Saturday, 12 February 2011

breath and inhale



Today, 13 Feb 2011, Sunday. I'm at home waiting for what i have no idea. I've been waiting for u to call me till 4am in the morning and I don't feel that u care. The first person I would return back the call if saw missed calls on my hp....among those numbers, I will call u FIRST. But u did not even return back my call which is sadly I am stupid to do the other way around for u. More, u told me u need to breath? Its ok baby, u may breath peacefully now. I wonder why I never tell u all this all this time and it is true I need to breath too. Let's breath together. Last night u told me that u sounds regret to choose this path that we are in now. Yeah baby, u should follow your family last time and we don't have to meet. I have no idea why I love a person so much more than myself which is stupid. I need time for myself also now just like need yours.
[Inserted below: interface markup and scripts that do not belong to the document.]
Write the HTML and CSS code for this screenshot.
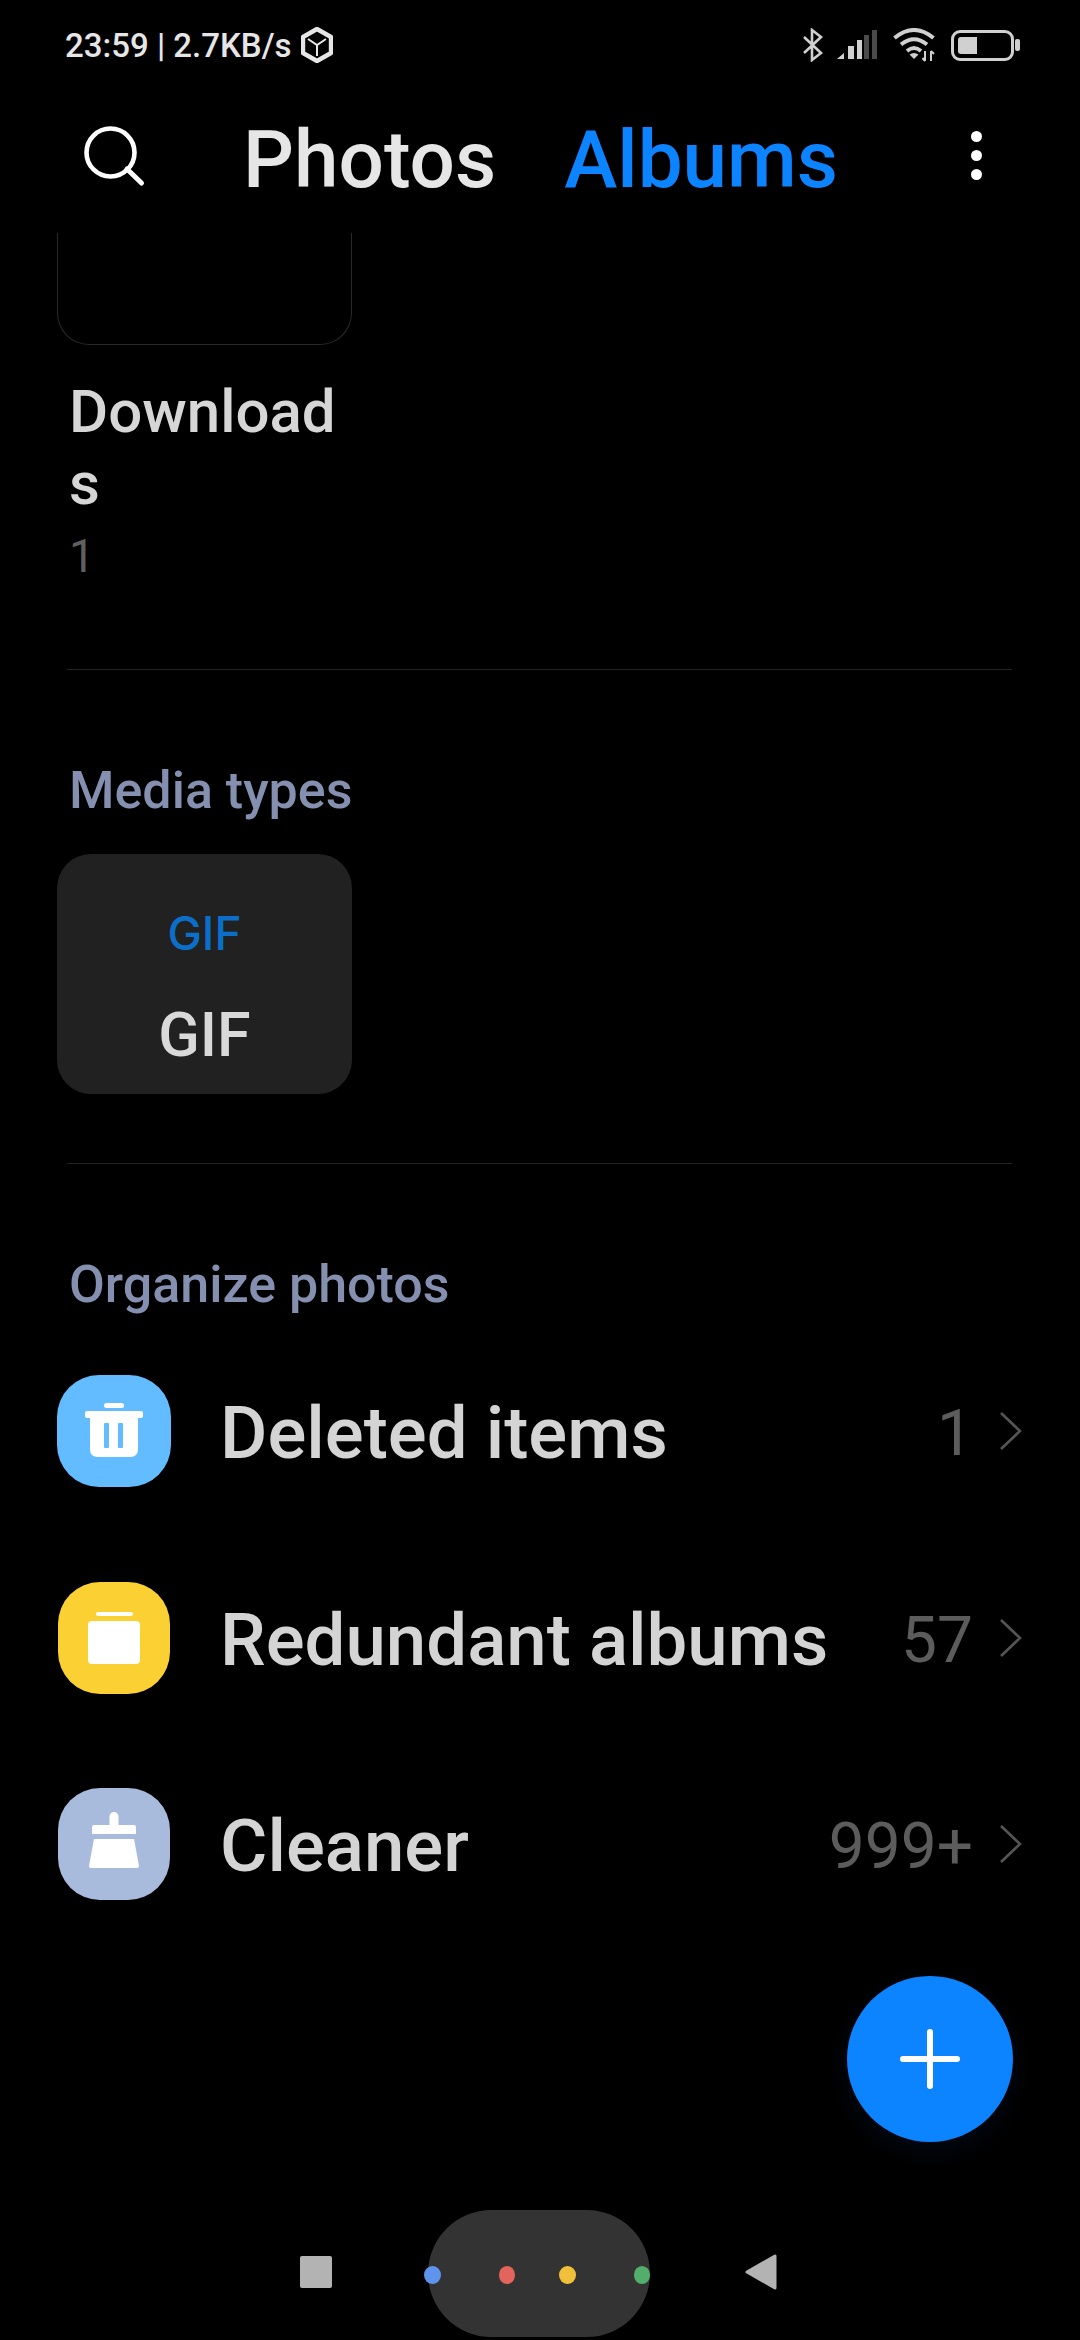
FILE: index.html
```html
<!DOCTYPE html>
<html lang="en">
<head>
    <meta charset="UTF-8">
    <title>Albums</title>
    <link rel="stylesheet" href="styles.css">
</head>
<body>
    <div class="screen">
        <div class="status-bar">
            <div class="status-left">
                <span class="status-text">23:59 | 2.7KB/s</span>
                <svg class="box-icon" width="32" height="36" viewBox="0 0 32 36">
                    <path d="M16 2 L30 10 V26 L16 34 L2 26 V10 Z" fill="none" stroke="#e6e6e6" stroke-width="4.4" stroke-linejoin="round"/>
                    <path d="M7 12 L16 18 L25 12 M16 18 V29" fill="none" stroke="#e6e6e6" stroke-width="2"/>
                </svg>
            </div>
            <div class="status-right">
                <svg width="21" height="34" viewBox="0 0 21 34">
                    <path d="M2 9 L19 25 L10 32 V2 L19 9 L2 25" fill="none" stroke="#d0d0d0" stroke-width="2.6"/>
                </svg>
                <svg class="signal" width="40" height="30" viewBox="0 0 40 30">
                    <path d="M0 29 L7 23 V29 Z" fill="#d0d0d0"/>
                    <rect x="11" y="16" width="6" height="13" fill="#d0d0d0"/>
                    <rect x="20" y="10" width="5" height="19" fill="#d0d0d0"/>
                    <rect x="27" y="5" width="5" height="24" fill="#4a4a4a"/>
                    <rect x="35" y="0" width="5" height="29" fill="#4a4a4a"/>
                </svg>
                <svg class="wifi" width="42" height="34" viewBox="0 0 42 34">
                    <path d="M1.5 10 Q21 -6 40.5 10 M8 16.5 Q21 6 34 16.5 M14 23 Q21 17 28 23" fill="none" stroke="#d0d0d0" stroke-width="4"/>
                    <path d="M16.5 26.5 Q21 23.5 25.5 26.5 L21 31 Z" fill="#d0d0d0"/>
                    <path d="M32 23 V33 M29.5 30 L32 33 M38 33 V23 M38 23 L41 26" fill="none" stroke="#d0d0d0" stroke-width="2"/>
                </svg>
                <div class="battery">
                    <div class="battery-body"><div class="battery-level"></div></div>
                    <div class="battery-nub"></div>
                </div>
            </div>
        </div>

        <div class="header">
            <svg class="search-icon" width="62" height="62" viewBox="0 0 62 62">
                <circle cx="26.5" cy="26.5" r="24" fill="none" stroke="#fff" stroke-width="4.6"/>
                <path d="M43 43 L57.5 57" stroke="#fff" stroke-width="5" stroke-linecap="round"/>
            </svg>
            <span class="tab">Photos</span>
            <span class="tab tab-active">Albums</span>
            <div class="more-icon"><i></i><i></i><i></i></div>
        </div>

        <div class="content">
            <div class="album-thumb"></div>
            <div class="album-name">Downloads</div>
            <div class="album-count">1</div>
            <div class="divider first"></div>

            <div class="section-title">Media types</div>
            <div class="type-card">
                <span class="type-logo">GIF</span>
                <span class="type-name">GIF</span>
            </div>
            <div class="divider second"></div>

            <div class="section-title organize">Organize photos</div>
            <div class="row">
                <div class="row-icon blue">
                    <svg width="58" height="56" viewBox="0 0 58 56">
                        <rect x="19" y="0" width="20" height="5" rx="2.5" fill="#fff"/>
                        <rect x="0" y="8" width="58" height="7" rx="2" fill="#fff"/>
                        <path d="M5 15 H53 V46 Q53 54 45 54 H13 Q5 54 5 46 Z" fill="#fff"/>
                        <rect x="19" y="20" width="5" height="25" rx="1" fill="#62bcff"/>
                        <rect x="33" y="20" width="5" height="25" rx="1" fill="#62bcff"/>
                    </svg>
                </div>
                <span class="row-label">Deleted items</span>
                <span class="row-count">1</span>
                <svg class="chevron" width="24" height="40" viewBox="0 0 24 40"><path d="M2 2 L21 20 L2 38" fill="none" stroke="#555" stroke-width="2.6"/></svg>
            </div>
            <div class="row">
                <div class="row-icon yellow">
                    <svg width="52" height="52" viewBox="0 0 52 52">
                        <rect x="8" y="0" width="37" height="4" rx="2" fill="#fff"/>
                        <rect x="0" y="9" width="52" height="43" rx="4" fill="#fff"/>
                    </svg>
                </div>
                <span class="row-label">Redundant albums</span>
                <span class="row-count">57</span>
                <svg class="chevron" width="24" height="40" viewBox="0 0 24 40"><path d="M2 2 L21 20 L2 38" fill="none" stroke="#555" stroke-width="2.6"/></svg>
            </div>
            <div class="row">
                <div class="row-icon slate">
                    <svg class="broom" width="50" height="56" viewBox="0 0 50 56">
                        <path d="M20.5 13 V4.5 A4.5 4.5 0 0 1 29.5 4.5 V13 H45 Q47 13 47 15 V22 H3 V15 Q3 13 5 13 Z" fill="#fff"/>
                        <path d="M5 27 H45 L50 54 Q50 56 48 56 H2 Q0 56 0 54 Z" fill="#fff"/>
                    </svg>
                </div>
                <span class="row-label">Cleaner</span>
                <span class="row-count">999+</span>
                <svg class="chevron" width="24" height="40" viewBox="0 0 24 40"><path d="M2 2 L21 20 L2 38" fill="none" stroke="#555" stroke-width="2.6"/></svg>
            </div>

            <div class="fab">
                <svg width="60" height="60" viewBox="0 0 60 60"><path d="M30 3 V57 M3 30 H57" stroke="#fff" stroke-width="6" stroke-linecap="round"/></svg>
            </div>
        </div>

        <div class="nav-bar">
            <div class="nav-square"></div>
            <div class="nav-pill">
                <i class="dot dot-blue"></i>
                <i class="dot dot-red"></i>
                <i class="dot dot-yellow"></i>
                <i class="dot dot-green"></i>
            </div>
            <svg class="nav-back" width="32" height="36" viewBox="0 0 32 36"><path d="M2 18 L30 2 V34 Z" fill="#b3b3b3" stroke="#b3b3b3" stroke-width="3" stroke-linejoin="round"/></svg>
        </div>
    </div>
</body>
</html>
```

FILE: styles.css
```css
* {
    box-sizing: border-box;
}
html, body {
    margin: 0;
    padding: 0;
    background-color: #000;
}
.screen {
    width: 1080px;
    height: 2340px;
    display: flex;
    flex-direction: column;
    overflow: hidden;
    font-family: Roboto, "Liberation Sans", sans-serif;
    background-color: #000;
}

/* status bar */
.status-bar {
    height: 90px;
    flex: none;
    display: flex;
    align-items: center;
    justify-content: space-between;
    padding: 0 60px 0 65px;
}
.status-left, .status-right {
    display: flex;
    align-items: center;
}
.status-text {
    font-size: 33px;
    font-weight: 500;
    color: #e6e6e6;
    white-space: nowrap;
}
.box-icon {
    margin-left: 9px;
}
.signal {
    margin-left: 14px;
}
.wifi {
    margin-left: 16px;
}
.battery {
    display: flex;
    align-items: center;
    margin-left: 16px;
}
.battery-body {
    width: 63px;
    height: 31px;
    border: 3px solid #d0d0d0;
    border-radius: 9px;
    padding: 4px;
}
.battery-level {
    width: 19px;
    height: 100%;
    background-color: #d0d0d0;
    border-radius: 3px 0 0 3px;
}
.battery-nub {
    width: 5px;
    height: 12px;
    margin-left: 1px;
    background-color: #d0d0d0;
    border-radius: 2px;
}

/* header */
.header {
    height: 143px;
    flex: none;
    display: flex;
    align-items: center;
    position: relative;
    padding-left: 84px;
}
.search-icon {
    margin-top: -9px;
}
.tab {
    font-size: 80px;
    font-weight: 500;
    color: #e6e6e6;
    margin-left: 97px;
    margin-top: -3px;
}
.tab-active {
    color: #0d84ff;
    margin-left: 68px;
}
.more-icon {
    margin-left: auto;
    margin-right: 98px;
    margin-top: -13px;
    display: flex;
    flex-direction: column;
    gap: 8px;
}
.more-icon i {
    display: block;
    width: 11px;
    height: 11px;
    border-radius: 50%;
    background-color: #fff;
}

/* scrolling list */
.content {
    flex: 1;
    position: relative;
}
.album-thumb {
    width: 295px;
    height: 112px;
    margin-left: 57px;
    border: 1px solid #2a2a2a;
    border-top: none;
    border-radius: 0 0 32px 32px;
}
.album-name {
    width: 280px;
    margin: 31px 0 0 69px;
    font-size: 60px;
    line-height: 72px;
    font-weight: 500;
    color: #d6d6d6;
    word-break: break-all;
}
.album-count {
    margin-left: 69px;
    font-size: 46px;
    line-height: 72px;
    color: #606060;
}
.divider {
    height: 1px;
    margin: 0 68px 0 67px;
    background-color: #222;
}
.divider.first {
    margin-top: 77px;
}
.divider.second {
    margin-top: 69px;
}
.section-title {
    margin: 91px 0 0 69px;
    font-size: 52px;
    line-height: 60px;
    font-weight: 500;
    color: #858fb0;
}
.type-card {
    width: 295px;
    height: 240px;
    margin: 33px 0 0 57px;
    display: flex;
    flex-direction: column;
    align-items: center;
    border-radius: 34px;
    background-color: #212121;
}
.type-logo {
    margin-top: 53px;
    font-family: Inter, Roboto, sans-serif;
    font-size: 46px;
    line-height: 52px;
    font-weight: 500;
    color: #0b6fc9;
}
.type-name {
    margin-top: 40px;
    font-size: 61px;
    line-height: 72px;
    font-weight: 500;
    color: #d9d9d9;
}
.row {
    height: 206.5px;
    display: flex;
    align-items: center;
    padding: 0 57px 0 57px;
}
.section-title.organize + .row {
    margin-top: 13px;
}
.row-icon {
    width: 114px;
    height: 112px;
    flex: none;
    display: flex;
    align-items: center;
    justify-content: center;
    border-radius: 42px;
}
.row-icon.blue {
    background-color: #62bcff;
}
.row-icon.yellow {
    background-color: #fbd032;
    width: 112px;
    margin: 0 1px;
}
.row-icon.slate {
    background-color: #a9bbdd;
    width: 112px;
    margin: 0 1px;
}
.broom {
    margin-bottom: 8px;
}
.row-label {
    margin-left: 49px;
    margin-top: 5px;
    font-size: 72.6px;
    font-weight: 500;
    color: #d4d4d4;
    white-space: nowrap;
}
.row-count {
    margin-left: auto;
    margin-top: 5px;
    font-size: 64px;
    color: #5c5c5c;
}
.chevron {
    margin-left: 26px;
    flex: none;
}
.fab {
    position: absolute;
    left: 847px;
    top: 1743px;
    width: 166px;
    height: 166px;
    display: flex;
    align-items: center;
    justify-content: center;
    border-radius: 50%;
    background-color: #0d84ff;
    box-shadow: 0 8px 24px rgba(13, 132, 255, 0.08);
}

/* nav bar */
.nav-bar {
    height: 130px;
    flex: none;
    display: flex;
    align-items: center;
    padding: 0 0 0 300px;
}
.nav-square {
    width: 32px;
    height: 32px;
    margin-top: -6px;
    border-radius: 2px;
    background-color: #b3b3b3;
}
.nav-pill {
    width: 222px;
    height: 127px;
    margin-left: 96px;
    border-radius: 64px;
    background-color: #333;
    display: flex;
    align-items: center;
    margin-top: -3px;
    position: relative;
}
.dot {
    display: block;
    width: 18px;
    height: 18px;
    border-radius: 50%;
    margin-top: 3px;
}
.dot-blue {
    background-color: #5f94ee;
    margin-left: -4px;
}
.dot-red {
    background-color: #e2645c;
    margin-left: 58px;
}
.dot-yellow {
    background-color: #f1c03a;
    margin-left: 44px;
}
.dot-green {
    background-color: #53ae6c;
    margin-left: 58px;
}
.nav-back {
    margin-left: 95px;
    margin-top: -6px;
}
```
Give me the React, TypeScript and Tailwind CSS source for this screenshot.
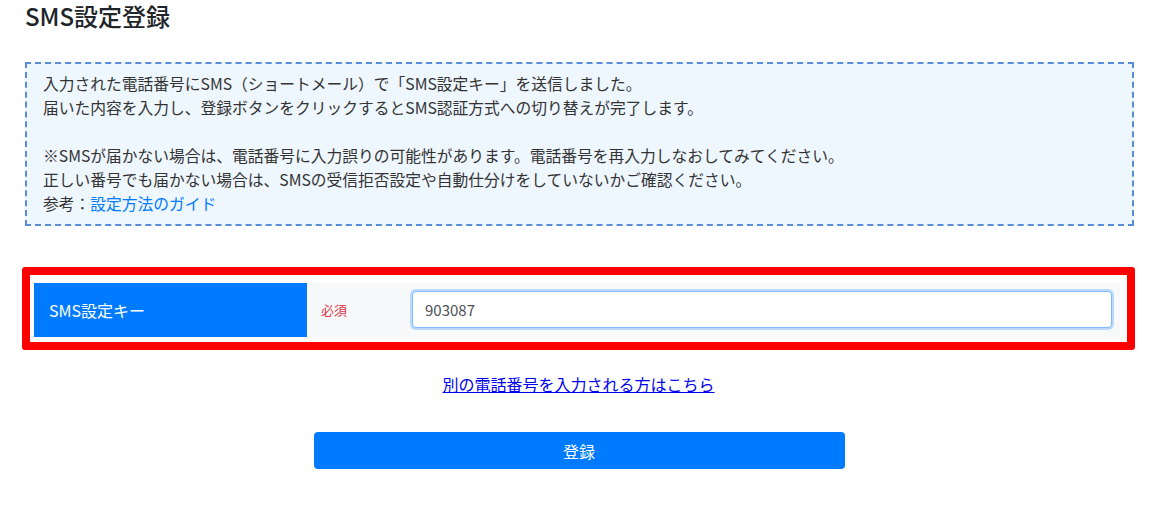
import type { FC } from 'react';
import { useState } from 'react';

const font = { fontFamily: '"Noto Sans CJK JP", "Noto Sans", sans-serif' };

const App: FC = () => {
  const [code, setCode] = useState('903087');

  return (
    <div className="min-h-screen bg-white text-[#333]" style={font}>
      <div className="px-[25px] pr-[23px]">
        <h1 className="text-[24px] leading-[32px] font-medium text-[#212529]">SMS設定登録</h1>

        <div className="mt-[30px] border-2 border-dashed border-[#5a8dd8] bg-[#eef6fe] px-4 py-2 text-[15.75px] leading-[24px]">
          <p>入力された電話番号にSMS（ショートメール）で「SMS設定キー」を送信しました。</p>
          <p>届いた内容を入力し、登録ボタンをクリックするとSMS認証方式への切り替えが完了します。</p>
          <p>&nbsp;</p>
          <p>※SMSが届かない場合は、電話番号に入力誤りの可能性があります。電話番号を再入力しなおしてみてください。</p>
          <p>正しい番号でも届かない場合は、SMSの受信拒否設定や自動仕分けをしていないかご確認ください。</p>
          <p>
            参考：<a href="#" className="text-[#007bff]">設定方法のガイド</a>
          </p>
        </div>
      </div>

      <div className="mx-[22px] mt-[41px] rounded-[3px] border-[8px] border-[#ff0000] pt-2 pb-[5px] pl-1 pr-[7px]">
        <div className="flex h-[54px]">
          <div className="flex w-[273px] items-center bg-[#007bff] pl-[15px] text-[16px] text-white">
            SMS設定キー
          </div>
          <div className="flex flex-1 items-center bg-[#f8f9fa] pr-2">
            <span className="w-[105px] pl-[14px] text-[13px] text-[#dc3545]">必須</span>
            <input
              type="text"
              value={code}
              onChange={(e) => setCode(e.target.value)}
              className="mb-[2px] h-[37px] flex-1 rounded-[4px] border border-[#80bdff] bg-white px-3 text-[15px] text-[#495057] shadow-[0_0_0_2px_rgba(0,123,255,0.25)] outline-none"
            />
          </div>
        </div>
      </div>

      <div className="mt-[22px] text-center text-[16px] leading-[24px]">
        <a href="#" className="text-[#0000ee] underline">別の電話番号を入力される方はこちら</a>
      </div>

      <div className="mt-[36px] flex justify-center">
        <button type="button" className="ml-[1px] h-[37px] w-[531px] rounded-[4px] bg-[#007bff] text-[16px] text-white">
          登録
        </button>
      </div>
    </div>
  );
};

export default App;
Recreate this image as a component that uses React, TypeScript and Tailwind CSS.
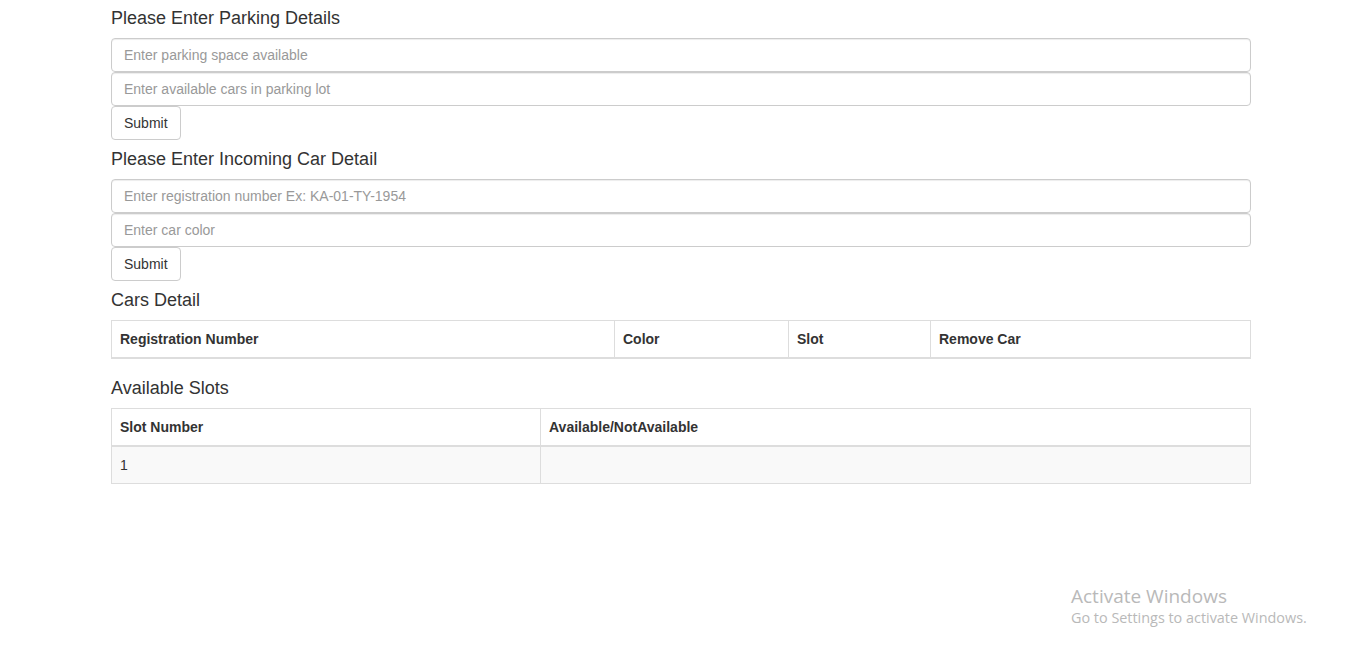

Sometimes, I just asking myself....should i just give up? Every time I think like that, I just remember how I failed my first love and it was 7 years relationship and I turned both us into pieces. Will we be together? Is it u for me? In some other ways, he is much better than u but LOVE IS BLIND. He is still there when I felt so useless and stupid. No doubt I hate him but deep inside, I still remember our LOVE. I just sent him credit but he still never return my call...he wants to show who is more can be hard. Let's see. I am tired with LOVE. Should I give up????